Bei der Errichtung einer neuen Feuerungsanlage in einem Bestandsgebäude ist erneut zu unterscheiden. Grundsätzlich gelten hier zwar ebenfalls die neuen, strengeren Regeln für die Position der Austrittsöffnung. Ausnahmsweise bleibt es hier aber bei den alten Vorgaben, wenn sich die Anforderungen im „Einzelfall als unverhältnismäßig“ darstellen. Wann „Unverhältnismäßigkeit“ angenommen werden kann, definiert die Verordnung allerdings unverständlicherweise nicht näher.

Die Installation eines Staubabscheiders hätte nach Ansicht von Experten als Voraussetzung für das Vorliegen einer Ausnahme von den neuen Vorgaben ausdrücklich Erwähnung finden müssen - etwa mit einem Satz wie: „Unverhältnismäßigkeit ist in jedem Fall dann anzunehmen, wenn die zu errichtende Anlage eine Einrichtung zur Reduzierung der Staubemission nach dem Stand der Technik enthält.“

Drei Viertel der ca. 19 Mio. Wohngebäude werden noch immer mit Gas und Öl beheizt – also mit fossilen Energieträgern. Zum Erreichen der Klimaziele besteht aber Handlungsbedarf: Unbedingt erforderlich ist daher der Austausch von Feuerungs­anlagen, die noch mit Öl oder Gas betrieben werden. Ein knappes Drittel des Gebäudebestandes verfügt über keine oder keine geeignete Abgasanlage um eine Feuerstätte für Festbrennstoffe zu betreiben. Diese wären aber zwingend erforderlich, um beispielswiese eine moderne Hybridanlage in Kombination mit einer Wärmepumpe zu betreiben. In einer novellierten Verordnung sollte es vor allem darum gehen, praktikable Lösungen für Bestandsgebäude zu ermöglichen, schon um den politisch geforderten Ausbau des Einsatzes erneuerbarer Energien zur Wärmeerzeugung in Wohngebäuden nicht zu unterlaufen. Insbesondere der durch die Bundesförderung für effiziente Gebäude (BEG) geförderte Austausch von Kohle-, Öl- und Gasfeuerstätten durch Biomassefeuerungen wird allerdings erheblich erschwert, wenn die Installation eines Staubabscheiders nicht ausdrücklich als Ausnahme von den neuen Abstandsvorschriften Erwähnung findet. Dies gilt umso mehr, weil der Einsatz von Holzbrennstoffen mit einer deutlich reduzierten Feinstaubbelastung einhergeht, wenn Partikelabscheider eingesetzt werden.

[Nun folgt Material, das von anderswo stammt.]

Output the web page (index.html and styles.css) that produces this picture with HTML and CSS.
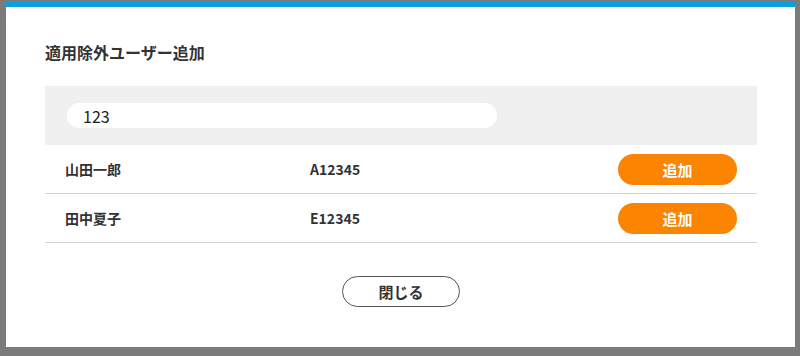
FILE: index.html
```html
<!DOCTYPE html>
<html>
<head>
  <title>適用除外ユーザー追加</title>
  <link rel="stylesheet" href="styles.css">
</head>
<body>
  <div class="overlay">
    <!-- Modal -->
    <div class="modal">
      <h2 class="modal-title">適用除外ユーザー追加</h2>
      <!-- Search -->
      <div class="search-box">
        <input type="text" class="search-input" value="123">
      </div>
      <!-- Results -->
      <div class="result-list">
        <div class="result-row">
          <span class="user-name">山田一郎</span>
          <span class="user-id">A12345</span>
          <button class="add-btn">追加</button>
        </div>
        <div class="result-row">
          <span class="user-name">田中夏子</span>
          <span class="user-id">E12345</span>
          <button class="add-btn">追加</button>
        </div>
      </div>
      <!-- Footer -->
      <div class="modal-footer">
        <button class="close-btn">閉じる</button>
      </div>
    </div>
  </div>
</body>
</html>
```

FILE: styles.css
```css
/* modal styles */
body {
  margin: 0;
  background-color: #7b7b7b;
  font-family: "Noto Sans CJK JP", "Noto Sans", sans-serif;
  color: #333;
}
.overlay {
  height: 356px;
  padding: 2px 5px 0 6px;
  box-sizing: border-box;
}
.modal {
  background-color: #fff;
  border-top: 5px solid #0aa0dd;
  height: 345px;
  box-sizing: border-box;
  padding: 34px 38px 0 39px;
}
.modal-title {
  margin: 0 0 23px;
  font-size: 16px;
  line-height: 22px;
  font-weight: 700;
}
.search-box {
  background-color: #f0f0f0;
  padding: 17px 22px;
}
.search-input {
  display: block;
  width: 430px;
  height: 25px;
  box-sizing: border-box;
  border: none;
  border-radius: 13px;
  padding: 0 16px;
  font-family: inherit;
  font-size: 16px;
  color: #222;
  background-color: #fff;
  outline: none;
}
.result-row {
  display: flex;
  align-items: center;
  height: 49px;
  box-sizing: border-box;
  border-bottom: 1px solid #d3d3d3;
  padding: 0 20px;
  font-size: 14px;
  font-weight: 700;
}
.user-name {
  width: 245px;
}
.user-id {
  flex: 1;
}
.add-btn {
  width: 119px;
  height: 31px;
  border: none;
  border-radius: 16px;
  background-color: #fb8500;
  color: #fff;
  font-family: inherit;
  font-size: 15px;
  font-weight: 700;
  cursor: pointer;
}
.modal-footer {
  display: flex;
  justify-content: center;
  padding-top: 33px;
}
.close-btn {
  width: 118px;
  height: 31px;
  border: 1px solid #555;
  border-radius: 16px;
  background-color: #fff;
  color: #333;
  font-family: inherit;
  font-size: 15px;
  font-weight: 700;
  cursor: pointer;
}
```
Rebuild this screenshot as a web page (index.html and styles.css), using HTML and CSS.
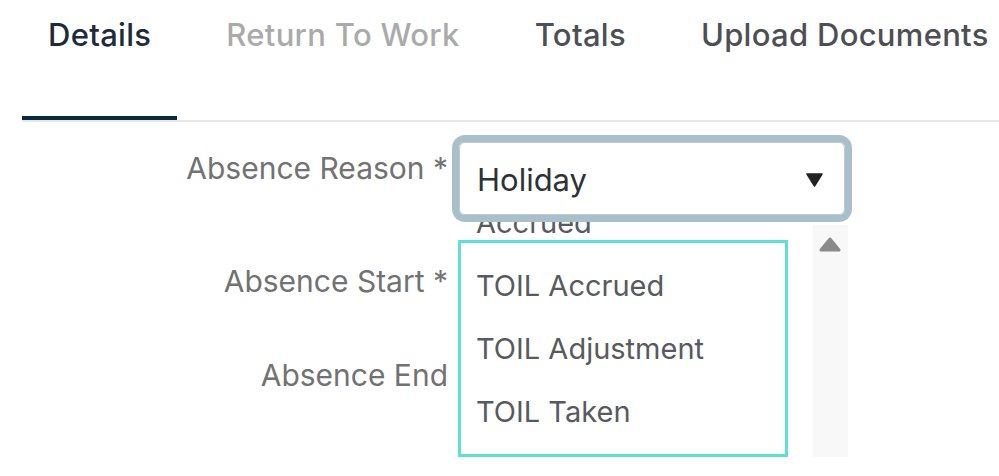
FILE: index.html
```html
<html>
<head>
  <meta charset="UTF-8">
  <title>Absence Details</title>
  <link rel="stylesheet" href="styles.css">
</head>
<body>

  <div class="tabs">
    <div class="tab activa">Details</div>
    <div class="tab deshabilitada">Return To Work</div>
    <div class="tab">Totals</div>
    <div class="tab">Upload Documents</div>
  </div>

  <form class="formulario">
    <div class="fila fila-primera">
      <label class="etiqueta">Absence Reason *</label>
      <div class="campo">
        <div class="selector">
          <span>Holiday</span>
          <svg class="flecha" width="17" height="14" viewBox="0 0 17 14">
            <path d="M1 1 L16 1 L8.5 13 Z" fill="#222" stroke="#222" stroke-linejoin="round" stroke-width="1.5"/>
          </svg>
        </div>

        <!-- Lista desplegable abierta -->
        <div class="desplegable">
          <ul class="opciones">
            <li>Accrued</li>
            <li>TOIL Accrued</li>
            <li>TOIL Adjustment</li>
            <li>TOIL Taken</li>
          </ul>
          <div class="marco-foco"></div>
          <div class="barra">
            <svg class="barra-arriba" width="22" height="15" viewBox="0 0 22 15">
              <path d="M11 2 L20 13 L2 13 Z" fill="#8a8a8a" stroke="#8a8a8a" stroke-linejoin="round" stroke-width="3"/>
            </svg>
          </div>
        </div>
      </div>
    </div>

    <div class="fila">
      <label class="etiqueta">Absence Start *</label>
      <div class="campo"></div>
    </div>

    <div class="fila">
      <label class="etiqueta">Absence End</label>
      <div class="campo"></div>
    </div>
  </form>

</body>
</html>
```

FILE: styles.css
```css
body {
  margin: 0;
  background-color: white;
  font-family: Inter, 'Noto Sans', sans-serif;
  overflow: hidden;
}

.tabs {
  display: flex;
  gap: 23px;
  margin-left: 22px;
  border-bottom: 2px solid #e8e8e8;
}

.tab {
  height: 120px;
  box-sizing: border-box;
  padding: 17px 26px 0;
  font-size: 31px;
  letter-spacing: 0.3px;
  line-height: 36px;
  font-weight: 500;
  color: #4d4f55;
  white-space: nowrap;
}

.tab.activa {
  color: #1d2b3a;
  box-shadow: inset 0 -4px 0 #0c2a3f;
}

.tab.deshabilitada {
  color: #aaaaaa;
}

.formulario {
  margin-top: 13px;
}

.fila {
  display: grid;
  grid-template-columns: 448px 401px;
  column-gap: 4px;
  height: 62px;
  margin-bottom: 32px;
}

.fila-primera {
  height: 87px;
  margin-bottom: 29px;
}

.etiqueta {
  text-align: right;
  font-size: 30px;
  line-height: 40px;
  padding-top: 10px;
  color: #727272;
  white-space: nowrap;
}

.fila-primera .etiqueta {
  padding-top: 13px;
}

.campo {
  position: relative;
}

.selector {
  margin: 7px 8px 7px 7px;
  height: 73px;
  box-sizing: border-box;
  border: 1px solid #bccbd3;
  border-radius: 6px;
  box-shadow: 0 0 0 7px #a9c0cb;
  display: flex;
  align-items: center;
  justify-content: space-between;
  padding: 2px 21px 0 17px;
  font-size: 31px;
  color: #2f3136;
}

.flecha {
  display: block;
}

.desplegable {
  position: absolute;
  top: 87px;
  left: 6px;
  width: 390px;
  height: 236px;
  background-color: white;
  overflow: hidden;
}

.opciones {
  list-style: none;
  margin: -31px 0 0;
  padding: 0;
}

.opciones li {
  height: 63px;
  line-height: 63px;
  padding-left: 18px;
  font-size: 29px;
  color: #575a60;
  white-space: nowrap;
}

.marco-foco {
  position: absolute;
  top: 18px;
  left: 0;
  width: 330px;
  height: 217px;
  box-sizing: border-box;
  border: 3px solid #5fe0d5;
}

.barra {
  position: absolute;
  top: 3px;
  right: 0;
  width: 35px;
  bottom: 1px;
  background-color: #f8f8f8;
}

.barra-arriba {
  display: block;
  margin: 12px 0 0 6px;
}
```
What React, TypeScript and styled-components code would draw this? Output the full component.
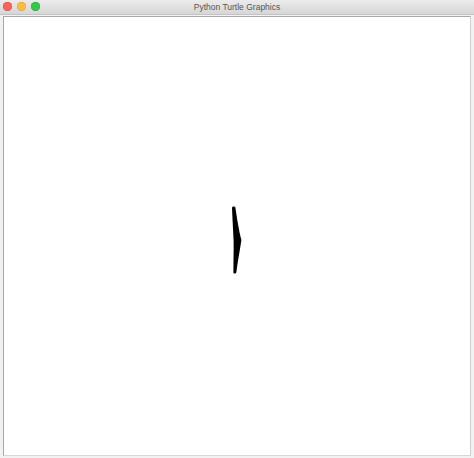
import React from 'react'
import styled, { createGlobalStyle } from 'styled-components'

const GlobalStyle = createGlobalStyle`
    html, body {
        margin: 0;
        padding: 0;
        background: #ececec;
    }
`

const Window = styled.div`
    width: 474px;
    height: 458px;
    display: flex;
    flex-direction: column;
    background: #ececec;
    overflow: hidden;
`

const TitleBar = styled.div`
    position: relative;
    height: 14px;
    display: flex;
    align-items: center;
    justify-content: center;
    background: linear-gradient(#ebebeb, #d6d6d6);
    border-bottom: 1px solid #c4c4c4;
`

const Lights = styled.div`
    position: absolute;
    left: 3px;
    top: 2px;
    display: flex;
    gap: 5px;
`

const Light = styled.span<{ $color: string; $edge: string }>`
    width: 9px;
    height: 9px;
    border-radius: 50%;
    background: ${p => p.$color};
    box-shadow: inset 0 0 0 0.5px ${p => p.$edge};
`

const Title = styled.span`
    font-family: "Liberation Sans", Arial, sans-serif;
    font-size: 8.5px;
    color: #555555;
`

const Body = styled.div`
    flex: 1;
    display: flex;
    padding: 1px 3px 2px 3px;
    background: #f2f2f2;
`

const Canvas = styled.div`
    position: relative;
    flex: 1;
    background: #ffffff;
    border: 1px solid #a8a8a8;
    border-bottom-color: #d8d8d8;
    border-right-color: #cfcfcf;
`

const Turtle = styled.svg`
    position: absolute;
    left: 223px;
    top: 188px;
`

export default function App() {
    return (
        <>
            <GlobalStyle />
            <Window>
                <TitleBar>
                    <Lights>
                        <Light $color="#fc605c" $edge="#de4a46" />
                        <Light $color="#fdbc40" $edge="#dea236" />
                        <Light $color="#34c84a" $edge="#27aa37" />
                    </Lights>
                    <Title>Python Turtle Graphics</Title>
                </TitleBar>
                <Body>
                    <Canvas>
                        <Turtle width="20" height="72" viewBox="0 0 20 72">
                            <path
                                d="M5 2.6 C5.6 1.2 8 1.2 8.4 2.6 C10 14 12 26 14.4 35 C12.8 46 10.6 57 9.4 67 C9 69 6.6 69 6.4 67.4 C6.4 56 6.8 46 6.6 36 C6.2 26 5.4 14 5 2.6 Z"
                                fill="#000000"
                            />
                        </Turtle>
                    </Canvas>
                </Body>
            </Window>
        </>
    )
}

Zeitgemäße Komponenten verringern die Emissionen von Holzfeuerungen ganz erheblich. Die Emissionsminderungseffekte gehen dabei wesentlich über die Verbesserungen hinaus, die über die Änderung der Ableitbedingungen erreicht werden können. Hier kann allenfalls eine Verdünnung und die weitere Streuung der emittierten Partikel erreicht werden, während beim Einsatz von Staubabscheidern tatsächlich bis zu 90 % der Staubpartikel gar nicht erst in die Umwelt gelangen.

Dass eine Verbesserung der Luftqualität durch höhere Schornsteine nicht zu erreichen ist, sollte seit langem bekannt sein. Die Süddeutsche Zeitung kritisiert diesen Ansatz in einem Beitrag vom 20. September 2021 deutlich und erinnert an die 1980er Jahre, als die Politik unter dem Motto „Hauptsache weg“ auf die Kraft des Windes hoffte, um die Luftverschmutzung zu bekämpfen. Es verwundert nicht, dass Axel Friedrich (Deutsche Umwelthilfe – DUH) in der neuen Regelung nur „politischen Unsinn“ sieht. Die DUH fordert ohnehin seit einiger Zeit, dass die Kommunen die Möglichkeit erhalten, Heizen mit Holz auf emissionsarme Anlagen mit dem Blauen Engel zu beschränken.